Il rialzo dei tassi incide negativamente sul sistema delle imprese italiane. Per questo motivo è necessario riproporre un meccanismo di moratorie che consenta di allungare la durata dei prestiti, facilitando la sopravvivenza delle aziende in un contesto macroeconomico molto difficile. È quanto ha sottolineato il Centro studi di Confindustria (CsC) nella Congiuntura flash di novembre pubblicata ieri.

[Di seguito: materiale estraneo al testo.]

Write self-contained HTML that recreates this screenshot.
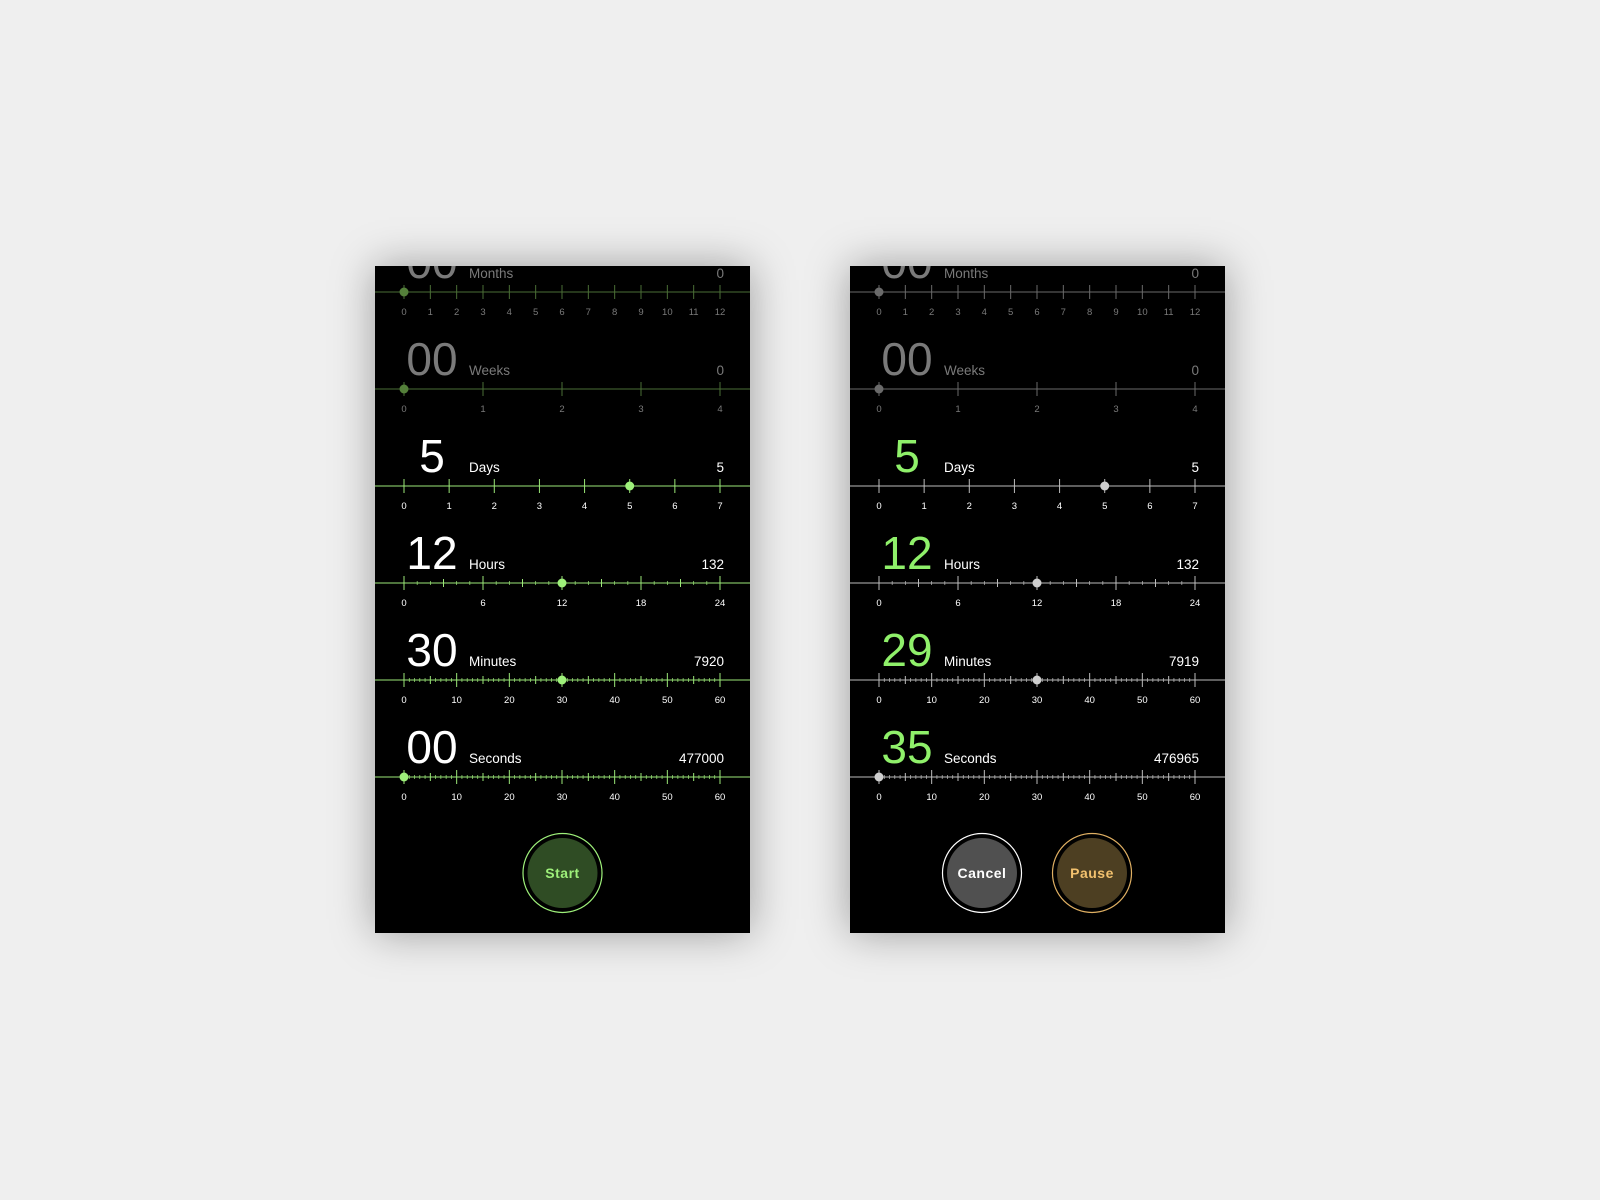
<!DOCTYPE html>
<html><head><meta charset="utf-8"><style>
html,body{margin:0;padding:0;width:1600px;height:1200px;background:#efefef;overflow:hidden;font-family:"Liberation Sans",sans-serif}
.p{position:absolute;top:266px;width:375px;height:667px;background:#000;box-shadow:0 0 40px rgba(0,0,0,0.35);overflow:hidden}
svg{position:absolute;left:0;top:0}
</style></head><body>
<div class="p" id="L" style="left:375px"></div>
<div class="p" id="R" style="left:850px"></div>
<script>
function build(el,cfg){
  var s='<svg width="375" height="667" xmlns="http://www.w3.org/2000/svg" font-family="Liberation Sans, sans-serif">';
  var rows=[
   {n:'Months',max:12,maj:1,mid:0,min:0,y:26},
   {n:'Weeks',max:4,maj:1,mid:0,min:0,y:123},
   {n:'Days',max:7,maj:1,mid:0,min:0,y:220},
   {n:'Hours',max:24,maj:6,mid:3,min:1,y:317},
   {n:'Minutes',max:60,maj:10,mid:5,min:1,y:414},
   {n:'Seconds',max:60,maj:10,mid:5,min:1,y:511}];
  rows.forEach(function(r,i){
    var c=cfg.rows[i];
    var x0=29,x1=345,w=x1-x0,y=r.y;
    s+='<line x1="0" x2="375" y1="'+y+'" y2="'+y+'" stroke="'+c.line+'" stroke-width="1"/>';
    for(var v=0;v<=r.max;v++){
      var x=x0+w*v/r.max,h,sw=1;
      if(v%r.maj==0)h=7;else if(r.mid&&v%r.mid==0)h=4;else {h=2;sw=0.7;}
      s+='<line x1="'+x+'" x2="'+x+'" y1="'+(y-h)+'" y2="'+(y+h)+'" stroke="'+c.line+'" stroke-width="'+sw+'"/>';
      if(v%r.maj==0)s+='<text x="'+x+'" y="'+(y+23)+'" font-size="9.5" fill="'+c.lab+'" text-anchor="middle">'+v+'</text>';
    }
    var dx=x0+w*c.dot/r.max;
    s+='<circle cx="'+dx+'" cy="'+y+'" r="4.5" fill="'+c.dc+'"/>';
    s+='<text x="57" y="'+(y-14)+'" font-size="46" fill="'+c.num+'" text-anchor="middle">'+c.v+'</text>';
    s+='<text x="94" y="'+(y-14)+'" font-size="13.5" fill="'+c.lab+'">'+r.n+'</text>';
    s+='<text x="349" y="'+(y-14)+'" font-size="13.5" fill="'+c.lab+'" text-anchor="end">'+c.t+'</text>';
  });
  cfg.btns.forEach(function(b){
    s+='<circle cx="'+b.x+'" cy="607" r="39.5" fill="none" stroke="'+b.ring+'" stroke-width="1.2"/>';
    s+='<circle cx="'+b.x+'" cy="607" r="35" fill="'+b.fill+'"/>';
    s+='<text x="'+b.x+'" y="612" font-size="14" font-weight="bold" fill="'+b.tc+'" text-anchor="middle" letter-spacing="0.5">'+b.t+'</text>';
  });
  el.innerHTML=s+'</svg>';
}
var dg={line:'#4a6e36',lab:'#7a7a7a',num:'#7a7a7a',dc:'#54803a'};
var lg={line:'#9be878',lab:'#ffffff',num:'#ffffff',dc:'#9ef07a'};
function o(a,b){var r={};for(var k in a)r[k]=a[k];for(var k in b)r[k]=b[k];return r;}
build(document.getElementById('L'),{rows:[
 o(dg,{v:'00',t:'0',dot:0}),o(dg,{v:'00',t:'0',dot:0}),
 o(lg,{v:'5',t:'5',dot:5}),o(lg,{v:'12',t:'132',dot:12}),
 o(lg,{v:'30',t:'7920',dot:30}),o(lg,{v:'00',t:'477000',dot:0})],
 btns:[{x:187.5,ring:'#9ef07a',fill:'#2f4c24',tc:'#9ef07a',t:'Start'}]});
var gg={line:'#6a6a6a',lab:'#7a7a7a',num:'#7a7a7a',dc:'#6a6a6a'};
var wg={line:'#bdbdbd',lab:'#ffffff',num:'#8ff06a',dc:'#cfcfcf'};
build(document.getElementById('R'),{rows:[
 o(gg,{v:'00',t:'0',dot:0}),o(gg,{v:'00',t:'0',dot:0}),
 o(wg,{v:'5',t:'5',dot:5}),o(wg,{v:'12',t:'132',dot:12}),
 o(wg,{v:'29',t:'7919',dot:30}),o(wg,{v:'35',t:'476965',dot:0})],
 btns:[{x:132,ring:'#ffffff',fill:'#505050',tc:'#ffffff',t:'Cancel'},
       {x:242,ring:'#e0b063',fill:'#4d3f22',tc:'#f2c16e',t:'Pause'}]});
</script>
</body></html>
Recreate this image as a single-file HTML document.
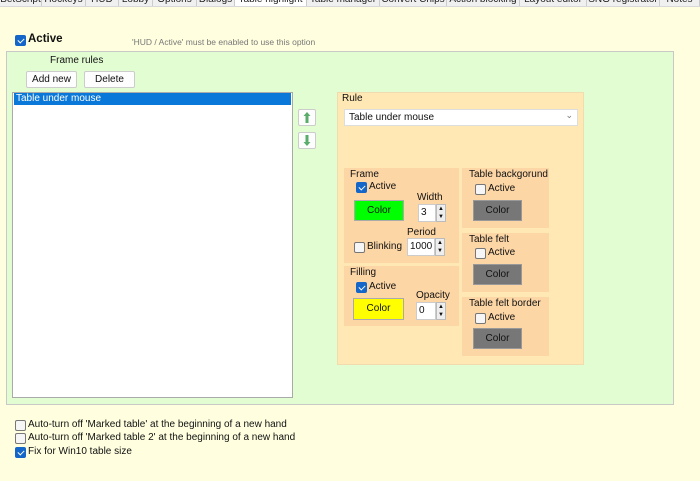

In particolare, la nota mette in evidenza che il costo del credito per le imprese è stimato in aumento di 2,3 miliardi in un anno, cifra che potrebbe salire a 6,8 miliardi se il rialzo dei tassi seguisse pienamente quello del Btp. Il comparto produttivo, si legge nel documento, «già appesantite dall'indebitamento emergenziale del 2020, necessario nel lockdown con i fatturati azzerati, avrebbe bisogno oggi di alleggerire il peso del debito, anzitutto allungando i tempi di rimborso dei prestiti già in essere, invece di tornare a indebitarsi ulteriormente». Anche perché l'esigenza di liquidità, indotta dal caro-energia, conduce a debito addizionale con tassi crescenti sulle nuove operazioni. «L'onere del debito, dunque, cresce due volte», conclude il CsC.
Tale peggioramento del quadro finanziario si innesta all'interno di un ciclo sfavorevole. L'industria, evidenzia il Centro studi dell'associazione guidata dal presidente Carlo Bonomi, «ha continuato a reggere in termini di produzione, a fronte di costi altissimi, con ampia eterogeneità tra settori, ma la situazione tesa sui margini non giova agli investimenti». Un aiuto viene dagli interventi del governo per compensare (in parte) i rincari energetici, ma nel 4° trimestre si rischia un calo perché gli indicatori qualitativi sono nel complesso negativi. Il prezzo del gas resta alto, da troppi mesi; l'inflazione che ne deriva (+11,8% annuo) erode reddito e risparmio delle famiglie e avrà un impatto negativo sui consumi e il rialzo dei tassi rappresenta un'altra zavorra sui costi delle imprese. Secondo la Cgia di Mestre, su 47 miliardi di tredicesime in arrivo a dicembre 11,4 miliardi finiranno in tasse, mentre solo 9,5 miliardi verranno destinati ai consumi natali (la metà del periodo pre-crisi del 2009) e il resto al pagamento di bollette e mutui.
Il problema è che la Banca centrale europea non sembra propensa a cedere a queste sollecitazioni. «I dati in arrivo finora indicano che c'è poco spazio per rallentare il ritmo dei rialzi dei tassi d'interesse», ha dichiarato ieri Isabel Schnabel, componente dell'esecutivo della Bce, in merito alle prossime decisioni dell'Eurotower. Pur non essendo classificabile come un «falco» tout court, Schnabel è convinta che non vi sia alternativa al rialzo dei tassi e al rallentamento degli acquisti di titoli di Stato per «calibrare» la politica monetaria.
Ecco, quindi, che ai singoli governi nazionali è sostanzialmente rimesso il compito di evitare che la stretta monetaria si traduca in recessione.
La legge di Bilancio 2023, pur essendo concentrata sul contrasto al caro-energia con la riproposizione dei crediti per le imprese energivore, scopre un po' il fianco (per limiti oggettivi di disponibilità) a ulteriori sostegni tant'è che il taglio del cuneo da 4,5 miliardi è stato lasciato tutto a favore del lavoro, mentre la decontribuzione è a valere sulle nuove assunzioni (3 anni per gli under 36, un anno per i percettori di reddito di cittadinanza, 18 o 24 mesi a seconda dei casi per le donne disoccupate). Cresce, invece, l'attesa per la conferma delle misure agevolative del ministero delle Imprese che dovrebbero trovar posto nel decreto collegato alla manovra.